▸ **Required task**: Leave out the pictures and repeat the data exactly.

▸ **Data excerpt**:
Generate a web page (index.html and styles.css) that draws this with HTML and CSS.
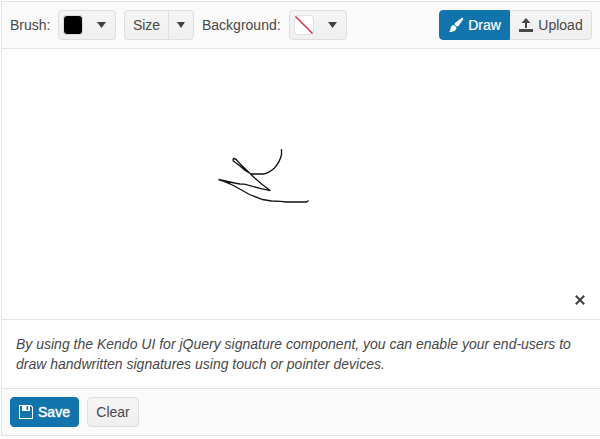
FILE: index.html
```
<!DOCTYPE html>
<html lang="en">
<head>
<meta charset="utf-8">
<title>Signature</title>
<link rel="stylesheet" href="styles.css">
</head>
<body>
<main class="card">
  <header class="toolbar">
    <span class="label brush-label">Brush:</span>
    <button class="btn picker"><span class="swatch black"></span><svg class="caret" width="9" height="6" viewBox="0 0 9 6"><path d="M0 0h9L4.500 6z"/></svg></button>
    <div class="split">
      <button class="btn size">Size</button><button class="btn arrow"><svg class="caret" width="8" height="6" viewBox="0 0 8 6"><path d="M0 0h8L4 6z"/></svg></button>
    </div>
    <span class="label background-label">Background:</span>
    <button class="btn picker"><span class="swatch none"><svg width="18" height="18" viewBox="0 0 18 18"><path d="M.5 .5l17 17"/></svg></span><svg class="caret" width="9" height="6" viewBox="0 0 9 6"><path d="M0 0h9L4.500 6z"/></svg></button>
    <div class="modes">
      <button class="btn primary draw"><svg width="16" height="16" viewBox="0 0 16 16"><path d="M15 1.2c.5.5.3 1-.1 1.6L10.3 9.2 8.8 9.6 6.6 7.4 7 6l6.3-4.8c.6-.4 1.200-.5 1.700 0zM6 8l2.300 2.300c.3 1.300-.2 2.400-1.200 3.300C5.600 14.800 3.300 15.200 1 14.700c1-.6 1.300-1.500 1.400-2.700C2.600 9.800 4 8 6 8z"/></svg><span>Draw</span></button><button class="btn upload"><svg width="16" height="16" viewBox="0 0 16 16"><path d="M1 12h14v3H1zM7 11V6H3.500L8 1l4.500 5H9v5z"/></svg><span>Upload</span></button>
    </div>
  </header>
  <section class="pad">
    <svg class="ink" width="598" height="270" viewBox="2 49 598 270"><path d="M281.500 149v5.500c-1 5-4 10-7 13.500-4 3.500-8 5.500-11 6h-12.500c-4-2-8-5-11-8l-6.500-5c-1-1-.5-2.500 1-2.500 2 .5 3.500 3 5.500 5.300l10 9.700c6 6 13 12 20.500 17.200l-9.500-2-16.500-4.500-4.500-.2-5.500-1-16-3.500c6 1.500 10 3.500 14 5.500l17 9.500 13 5 9 1.500 9 .3 6 .7h20l2-1.500"/></svg>
    <button class="clear-icon" aria-label="Clear signature"><svg width="10" height="10" viewBox="0 0 10 10"><path d="M.8.8l8.400 8.400M9.200.8L.8 9.200"/></svg></button>
  </section>
  <section class="note">By using the Kendo UI for jQuery signature component, you can enable your end-users to draw handwritten signatures using touch or pointer devices.</section>
  <footer class="actions">
    <button class="btn primary save"><svg width="16" height="16" viewBox="0 0 16 16"><path fill-rule="evenodd" d="M1 1h12l2 2v12H1zM2 2v12h12V3.500L12.500 2H12v5H4V2zM8.500 2v4H10V2z"/></svg><span>Save</span></button>
    <button class="btn clear">Clear</button>
  </footer>
</main>
</body>
</html>
```
FILE: styles.css
```
* { box-sizing: border-box; }
body {
  margin: 0;
  overflow: hidden;
  background: #fff;
  color: #484848;
  font: 14px/20px "Liberation Sans", Arial, sans-serif;
}
.card {
  width: 600px;
  height: 435px;
  margin: 1px 0 0 1px;
  border: 1px solid #e4e4e4;
  display: flex;
  flex-direction: column;
}
.toolbar {
  flex: 0 0 47px;
  width: 598px;
  display: flex;
  align-items: center;
  padding: 0 8px;
  background: #fafafa;
  border-bottom: 1px solid #e4e4e4;
}
.label { line-height: 30px; }
.brush-label { width: 48px; }
.background-label { width: 87px; margin-left: 8px; }
.btn {
  display: flex;
  align-items: center;
  justify-content: center;
  height: 30px;
  padding: 0;
  border: 1px solid #dedede;
  border-radius: 4px;
  background: linear-gradient(#f5f5f5, #efefef);
  color: #484848;
  font: inherit;
  white-space: nowrap;
}
.btn svg { flex: none; fill: currentColor; }
.btn .caret { fill: #404040; }
.picker {
  width: 58px;
  justify-content: flex-start;
  padding-left: 4px;
}
.swatch { width: 20px; height: 20px; border-radius: 4px; }
.black { background: #000; border: 1px solid #dcdcdc; }
.none { background: #fff; border: 1px solid #e0e0e0; }
.none svg { display: block; stroke: #d8202c; stroke-width: 1.2; }
.picker .caret { margin-left: 14px; }
.split { display: flex; margin-left: 8px; }
.size { width: 45px; border-radius: 4px 0 0 4px; }
.arrow { width: 26px; margin-left: -1px; border-radius: 0 4px 4px 0; }
.modes { display: flex; margin-left: auto; }
.btn.primary { background: #1274ac; border-color: #1274ac; color: #fff; }
.draw { width: 71px; gap: 4px; border-radius: 4px 0 0 4px; -webkit-text-stroke: 0.2px #fff; }
.upload { width: 82px; gap: 4px; border-left: 0; border-radius: 0 4px 4px 0; }
.pad { position: relative; flex: 0 0 270px; width: 598px; }
.ink { display: block; fill: none; stroke: #111; stroke-width: 1.3; }
.clear-icon {
  position: absolute;
  right: 8px;
  bottom: 6px;
  width: 24px;
  height: 26px;
  padding: 0;
  border: 0;
  background: none;
  display: flex;
  align-items: center;
  justify-content: center;
}
.clear-icon svg { fill: none; stroke: #424242; stroke-width: 2.100; }
.note {
  flex: 0 0 69px;
  width: 598px;
  padding: 14px;
  border-top: 1px solid #e4e4e4;
  font-style: italic;
}
.actions {
  flex: 1;
  display: flex;
  align-items: flex-start;
  gap: 8px;
  padding: 8px;
  border-top: 1px solid #e4e4e4;
  background: #fafafa;
}
.save { width: 69px; padding-right: 1px; gap: 4px; -webkit-text-stroke: 0.4px #fff; }
.clear { width: 52px; }
```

▸ **Written solution**:
Generate a web page (index.html and styles.css) that draws this with HTML and CSS.
FILE: index.html
```
<!DOCTYPE html>
<html lang="en">
<head>
<meta charset="utf-8">
<title>Signature</title>
<link rel="stylesheet" href="styles.css">
</head>
<body>
<main class="card">
  <header class="toolbar">
    <span class="label brush-label">Brush:</span>
    <button class="btn picker"><span class="swatch black"></span><svg class="caret" width="9" height="6" viewBox="0 0 9 6"><path d="M0 0h9L4.500 6z"/></svg></button>
    <div class="split">
      <button class="btn size">Size</button><button class="btn arrow"><svg class="caret" width="8" height="6" viewBox="0 0 8 6"><path d="M0 0h8L4 6z"/></svg></button>
    </div>
    <span class="label background-label">Background:</span>
    <button class="btn picker"><span class="swatch none"><svg width="18" height="18" viewBox="0 0 18 18"><path d="M.5 .5l17 17"/></svg></span><svg class="caret" width="9" height="6" viewBox="0 0 9 6"><path d="M0 0h9L4.500 6z"/></svg></button>
    <div class="modes">
      <button class="btn primary draw"><svg width="16" height="16" viewBox="0 0 16 16"><path d="M15 1.2c.5.5.3 1-.1 1.6L10.3 9.2 8.8 9.6 6.6 7.4 7 6l6.3-4.8c.6-.4 1.200-.5 1.700 0zM6 8l2.300 2.300c.3 1.300-.2 2.400-1.200 3.300C5.600 14.800 3.300 15.200 1 14.700c1-.6 1.300-1.500 1.400-2.700C2.600 9.800 4 8 6 8z"/></svg><span>Draw</span></button><button class="btn upload"><svg width="16" height="16" viewBox="0 0 16 16"><path d="M1 12h14v3H1zM7 11V6H3.500L8 1l4.500 5H9v5z"/></svg><span>Upload</span></button>
    </div>
  </header>
  <section class="pad">
    <svg class="ink" width="598" height="270" viewBox="2 49 598 270"><path d="M281.500 149v5.500c-1 5-4 10-7 13.500-4 3.500-8 5.500-11 6h-12.500c-4-2-8-5-11-8l-6.500-5c-1-1-.5-2.500 1-2.500 2 .5 3.500 3 5.500 5.300l10 9.700c6 6 13 12 20.500 17.200l-9.500-2-16.500-4.500-4.500-.2-5.500-1-16-3.500c6 1.500 10 3.500 14 5.500l17 9.500 13 5 9 1.500 9 .3 6 .7h20l2-1.500"/></svg>
    <button class="clear-icon" aria-label="Clear signature"><svg width="10" height="10" viewBox="0 0 10 10"><path d="M.8.8l8.400 8.400M9.200.8L.8 9.200"/></svg></button>
  </section>
  <section class="note">By using the Kendo UI for jQuery signature component, you can enable your end-users to draw handwritten signatures using touch or pointer devices.</section>
  <footer class="actions">
    <button class="btn primary save"><svg width="16" height="16" viewBox="0 0 16 16"><path fill-rule="evenodd" d="M1 1h12l2 2v12H1zM2 2v12h12V3.500L12.500 2H12v5H4V2zM8.500 2v4H10V2z"/></svg><span>Save</span></button>
    <button class="btn clear">Clear</button>
  </footer>
</main>
</body>
</html>
```
FILE: styles.css
```
* { box-sizing: border-box; }
body {
  margin: 0;
  overflow: hidden;
  background: #fff;
  color: #484848;
  font: 14px/20px "Liberation Sans", Arial, sans-serif;
}
.card {
  width: 600px;
  height: 435px;
  margin: 1px 0 0 1px;
  border: 1px solid #e4e4e4;
  display: flex;
  flex-direction: column;
}
.toolbar {
  flex: 0 0 47px;
  width: 598px;
  display: flex;
  align-items: center;
  padding: 0 8px;
  background: #fafafa;
  border-bottom: 1px solid #e4e4e4;
}
.label { line-height: 30px; }
.brush-label { width: 48px; }
.background-label { width: 87px; margin-left: 8px; }
.btn {
  display: flex;
  align-items: center;
  justify-content: center;
  height: 30px;
  padding: 0;
  border: 1px solid #dedede;
  border-radius: 4px;
  background: linear-gradient(#f5f5f5, #efefef);
  color: #484848;
  font: inherit;
  white-space: nowrap;
}
.btn svg { flex: none; fill: currentColor; }
.btn .caret { fill: #404040; }
.picker {
  width: 58px;
  justify-content: flex-start;
  padding-left: 4px;
}
.swatch { width: 20px; height: 20px; border-radius: 4px; }
.black { background: #000; border: 1px solid #dcdcdc; }
.none { background: #fff; border: 1px solid #e0e0e0; }
.none svg { display: block; stroke: #d8202c; stroke-width: 1.2; }
.picker .caret { margin-left: 14px; }
.split { display: flex; margin-left: 8px; }
.size { width: 45px; border-radius: 4px 0 0 4px; }
.arrow { width: 26px; margin-left: -1px; border-radius: 0 4px 4px 0; }
.modes { display: flex; margin-left: auto; }
.btn.primary { background: #1274ac; border-color: #1274ac; color: #fff; }
.draw { width: 71px; gap: 4px; border-radius: 4px 0 0 4px; -webkit-text-stroke: 0.2px #fff; }
.upload { width: 82px; gap: 4px; border-left: 0; border-radius: 0 4px 4px 0; }
.pad { position: relative; flex: 0 0 270px; width: 598px; }
.ink { display: block; fill: none; stroke: #111; stroke-width: 1.3; }
.clear-icon {
  position: absolute;
  right: 8px;
  bottom: 6px;
  width: 24px;
  height: 26px;
  padding: 0;
  border: 0;
  background: none;
  display: flex;
  align-items: center;
  justify-content: center;
}
.clear-icon svg { fill: none; stroke: #424242; stroke-width: 2.100; }
.note {
  flex: 0 0 69px;
  width: 598px;
  padding: 14px;
  border-top: 1px solid #e4e4e4;
  font-style: italic;
}
.actions {
  flex: 1;
  display: flex;
  align-items: flex-start;
  gap: 8px;
  padding: 8px;
  border-top: 1px solid #e4e4e4;
  background: #fafafa;
}
.save { width: 69px; padding-right: 1px; gap: 4px; -webkit-text-stroke: 0.4px #fff; }
.clear { width: 52px; }
```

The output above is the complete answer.